Do Min's works of the dice, the symbols of luck, emphasize and maximize their symbolic meaning. In a work where he makes a square with 9 dice, he also creates an emoticon-like double image of a traditional Korean lucky bag using the white dots inscribed on the surface of dice (the ones which indicate a number). Here, the meaning of fortune implied in dice is multiplied.

Do Min's paintings are usually categorized into the contemporary photorealism tendency. Their physical traits and feel of material have a lot to do with the genre of photography rather than with painting. For example, he uses photography's own visual techniques such as zooming and focus manipulation to make special effects like blurring of images. Moreover, he creates an illusion of depth on the two dimensional space of canvas by making the central part of it clear and focused while blurring the edges. The images of dice are clear enough by themselves but the clarity is intensified by the layer of transparent epoxy resin put onto them. The dice Do Min uses as subject matters of his paintings are exclusively used for roulette games. They are made of bright orange colored transparent epoxy resin. By putting the layer of epoxy, the same material used for the original objects, over the painted images of dice, the artist wants to give a life-like, or the photo-like, effect to his work.

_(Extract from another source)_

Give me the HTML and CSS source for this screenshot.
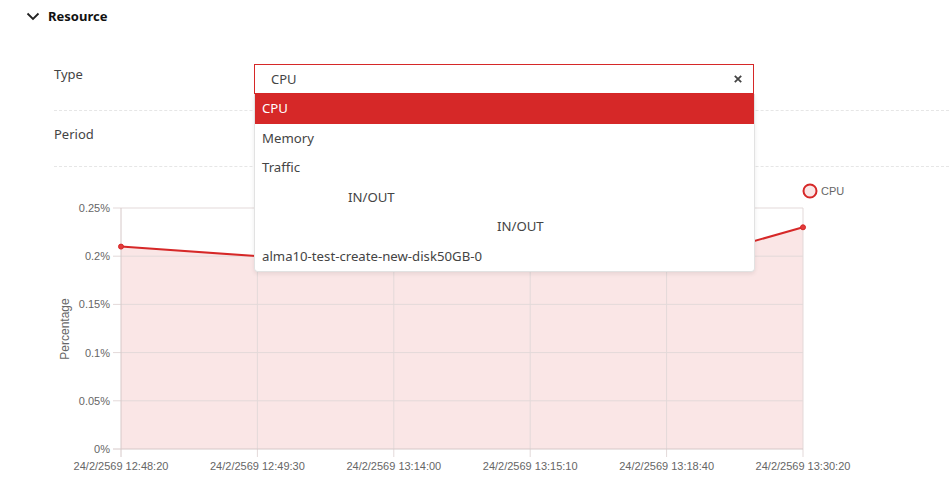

Do Min's paintings showing dice and casino tokens draw the viewer's attention to the existential and ontological conditions of life, with the themes of desire, fortune, and fate. The works make us keep in mind that the fortune itself belongs to the undecided field which is open to the chance and possibility. The structure of undecided and open meanings of his paintings reveals the common symbol of the duplicity and dual faces of our life.